EXERCISE DIRECTIONS:
Search the data below for the word "page" and copy each line that holds it.

━━ INFORMATION PROVIDED

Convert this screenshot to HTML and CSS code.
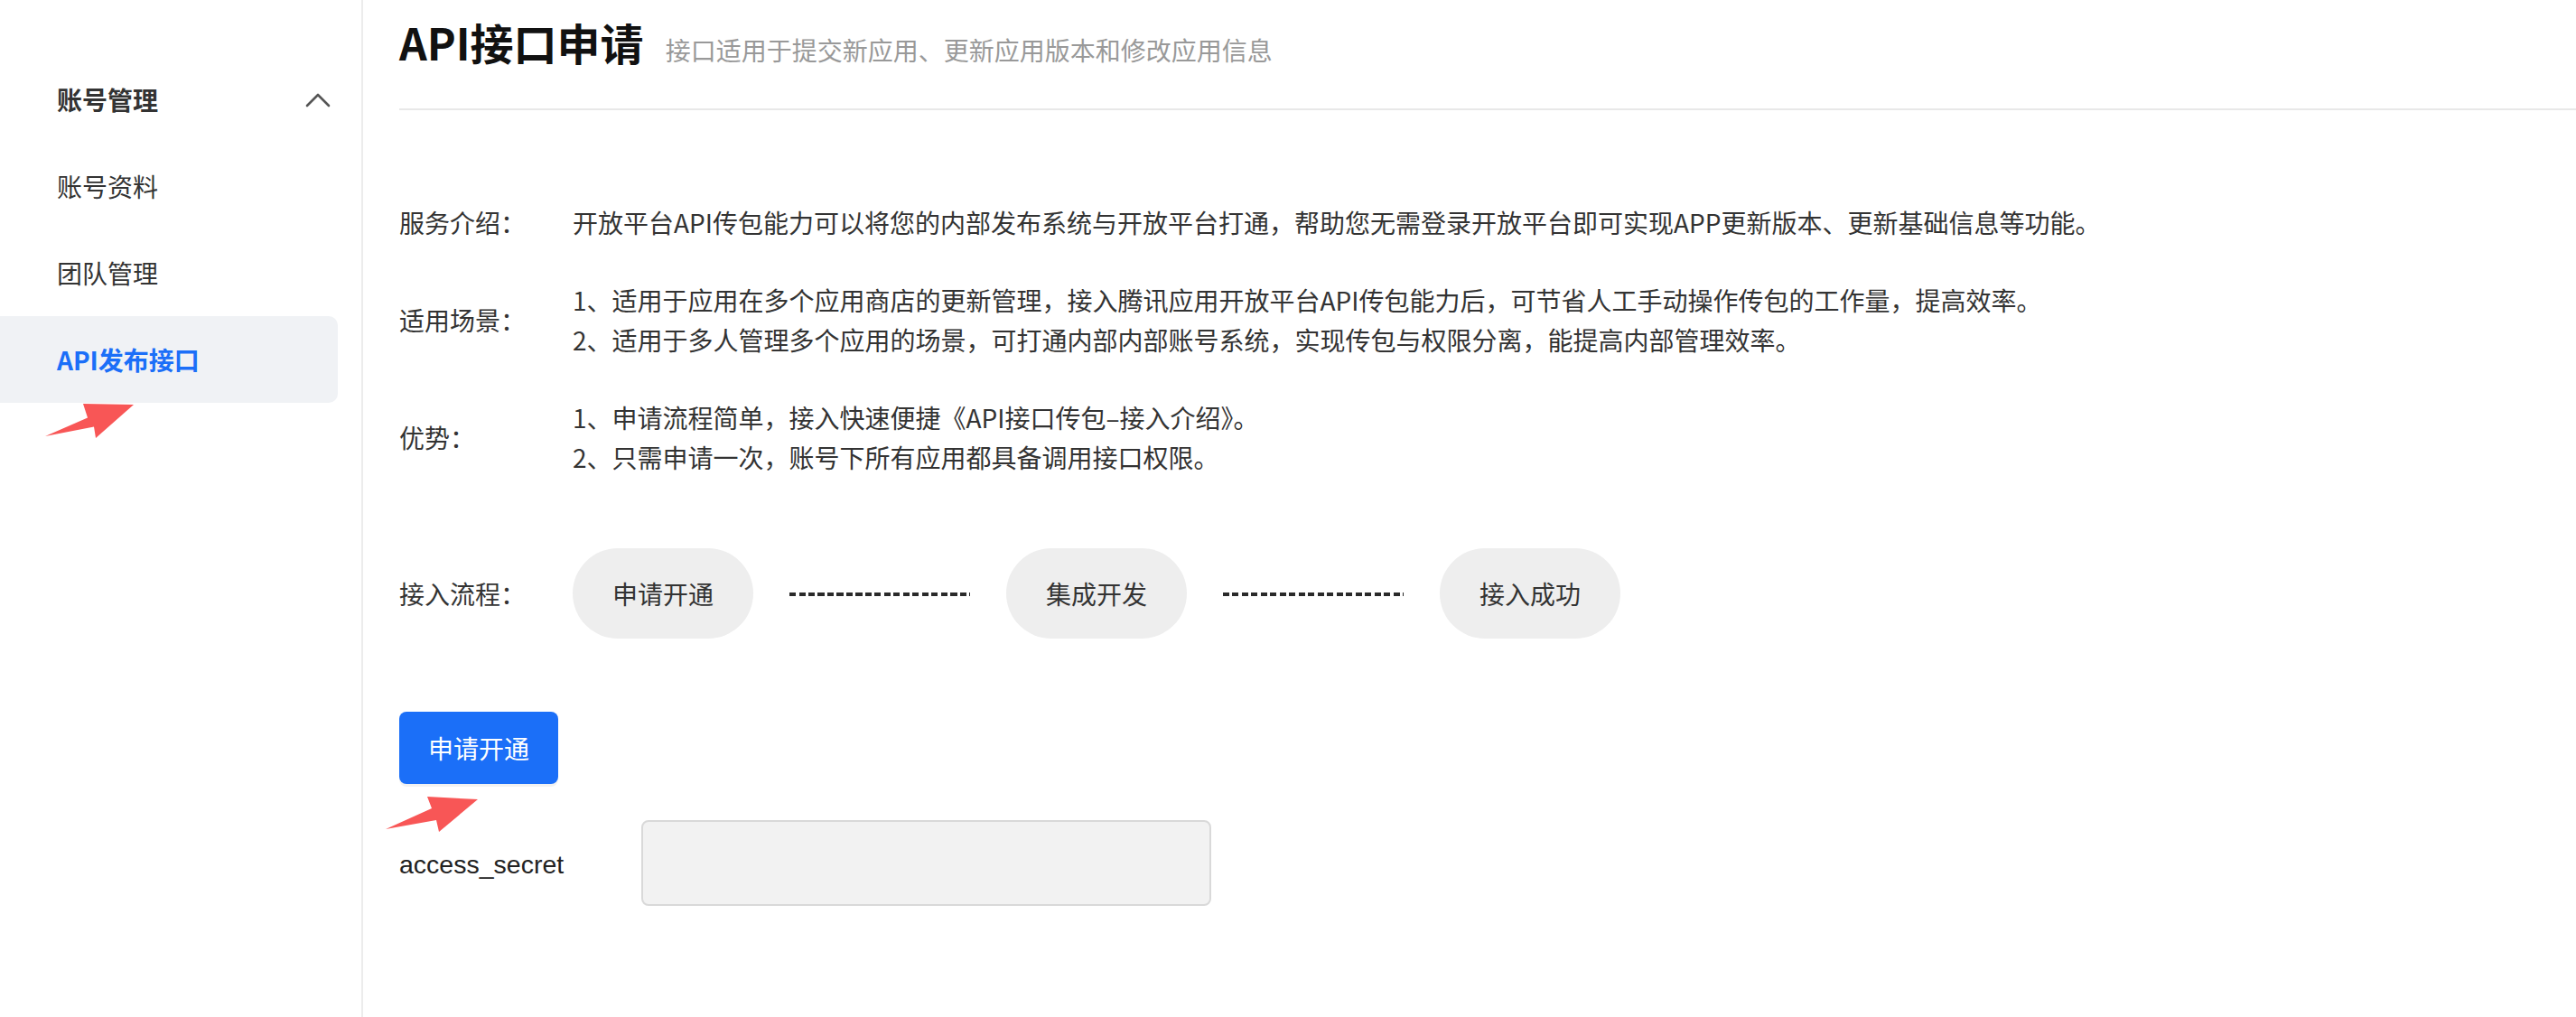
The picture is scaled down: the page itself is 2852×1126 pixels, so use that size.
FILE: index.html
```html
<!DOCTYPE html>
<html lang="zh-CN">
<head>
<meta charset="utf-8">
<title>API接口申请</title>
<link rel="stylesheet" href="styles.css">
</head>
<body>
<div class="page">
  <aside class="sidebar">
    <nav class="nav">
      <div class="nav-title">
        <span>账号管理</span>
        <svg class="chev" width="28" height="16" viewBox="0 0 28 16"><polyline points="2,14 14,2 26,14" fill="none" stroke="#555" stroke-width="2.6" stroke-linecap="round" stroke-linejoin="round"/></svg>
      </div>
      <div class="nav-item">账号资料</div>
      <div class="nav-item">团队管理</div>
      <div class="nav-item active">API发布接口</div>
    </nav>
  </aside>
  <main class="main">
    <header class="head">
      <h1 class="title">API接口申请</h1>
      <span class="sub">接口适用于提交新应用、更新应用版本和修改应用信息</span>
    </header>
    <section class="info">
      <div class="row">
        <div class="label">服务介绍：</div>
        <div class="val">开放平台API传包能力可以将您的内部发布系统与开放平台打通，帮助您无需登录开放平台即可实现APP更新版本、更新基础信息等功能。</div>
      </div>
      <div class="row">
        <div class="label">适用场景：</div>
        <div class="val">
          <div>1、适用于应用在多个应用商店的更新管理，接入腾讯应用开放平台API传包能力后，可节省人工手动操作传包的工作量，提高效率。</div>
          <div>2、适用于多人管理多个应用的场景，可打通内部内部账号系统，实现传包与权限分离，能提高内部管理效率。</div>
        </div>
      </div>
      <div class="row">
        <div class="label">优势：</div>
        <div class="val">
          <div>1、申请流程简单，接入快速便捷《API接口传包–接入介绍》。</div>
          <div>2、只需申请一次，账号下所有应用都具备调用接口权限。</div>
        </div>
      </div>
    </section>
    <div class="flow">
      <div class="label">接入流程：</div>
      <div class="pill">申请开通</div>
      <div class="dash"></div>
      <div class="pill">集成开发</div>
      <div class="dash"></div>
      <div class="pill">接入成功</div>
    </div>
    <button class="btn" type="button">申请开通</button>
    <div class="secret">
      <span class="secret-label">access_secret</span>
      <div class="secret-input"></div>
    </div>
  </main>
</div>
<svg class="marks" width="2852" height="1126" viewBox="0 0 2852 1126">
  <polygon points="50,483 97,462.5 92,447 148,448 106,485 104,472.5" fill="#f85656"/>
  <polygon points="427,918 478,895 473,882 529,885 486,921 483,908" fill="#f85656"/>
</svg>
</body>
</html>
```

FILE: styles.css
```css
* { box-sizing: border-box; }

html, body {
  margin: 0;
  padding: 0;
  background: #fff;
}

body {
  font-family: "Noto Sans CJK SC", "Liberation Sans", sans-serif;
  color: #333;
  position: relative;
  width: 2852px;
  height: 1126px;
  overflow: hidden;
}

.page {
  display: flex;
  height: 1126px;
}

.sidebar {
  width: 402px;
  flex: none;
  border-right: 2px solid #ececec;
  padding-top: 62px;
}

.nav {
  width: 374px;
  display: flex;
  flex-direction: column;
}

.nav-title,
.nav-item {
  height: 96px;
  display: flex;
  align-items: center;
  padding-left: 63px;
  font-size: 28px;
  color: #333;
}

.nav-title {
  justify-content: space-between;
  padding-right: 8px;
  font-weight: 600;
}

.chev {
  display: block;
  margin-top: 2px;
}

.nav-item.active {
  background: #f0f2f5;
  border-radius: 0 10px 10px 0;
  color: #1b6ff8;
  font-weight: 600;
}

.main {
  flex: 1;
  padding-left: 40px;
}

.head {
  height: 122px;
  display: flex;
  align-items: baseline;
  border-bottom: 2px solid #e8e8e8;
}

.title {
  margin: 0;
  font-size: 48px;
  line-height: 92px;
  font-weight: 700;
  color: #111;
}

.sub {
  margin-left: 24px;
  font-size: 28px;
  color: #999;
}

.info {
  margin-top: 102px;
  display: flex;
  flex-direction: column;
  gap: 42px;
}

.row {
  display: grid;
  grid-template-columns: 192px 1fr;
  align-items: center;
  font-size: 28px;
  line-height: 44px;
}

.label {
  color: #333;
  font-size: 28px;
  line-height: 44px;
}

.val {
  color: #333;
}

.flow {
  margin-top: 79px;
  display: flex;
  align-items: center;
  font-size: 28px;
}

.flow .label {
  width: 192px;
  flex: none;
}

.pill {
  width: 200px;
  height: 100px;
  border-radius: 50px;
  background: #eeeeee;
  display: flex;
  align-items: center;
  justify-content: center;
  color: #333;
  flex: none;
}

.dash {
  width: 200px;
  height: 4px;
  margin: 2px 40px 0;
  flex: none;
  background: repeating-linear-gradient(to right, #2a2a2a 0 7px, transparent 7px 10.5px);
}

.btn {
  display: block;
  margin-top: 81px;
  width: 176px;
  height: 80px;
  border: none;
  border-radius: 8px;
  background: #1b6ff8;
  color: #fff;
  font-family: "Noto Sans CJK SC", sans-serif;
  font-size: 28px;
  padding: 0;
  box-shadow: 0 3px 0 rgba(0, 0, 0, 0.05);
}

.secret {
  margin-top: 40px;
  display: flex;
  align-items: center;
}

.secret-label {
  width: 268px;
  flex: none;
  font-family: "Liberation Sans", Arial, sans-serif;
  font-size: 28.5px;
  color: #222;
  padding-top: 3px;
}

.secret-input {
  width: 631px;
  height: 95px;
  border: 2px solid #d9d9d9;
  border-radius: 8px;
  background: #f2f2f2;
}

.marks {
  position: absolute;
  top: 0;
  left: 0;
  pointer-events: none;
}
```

━━━━

SOLUTION TO THIS PROBLEM:
The picture is scaled down: the page itself is 2852×1126 pixels, so use that size.
<div class="page">
.page {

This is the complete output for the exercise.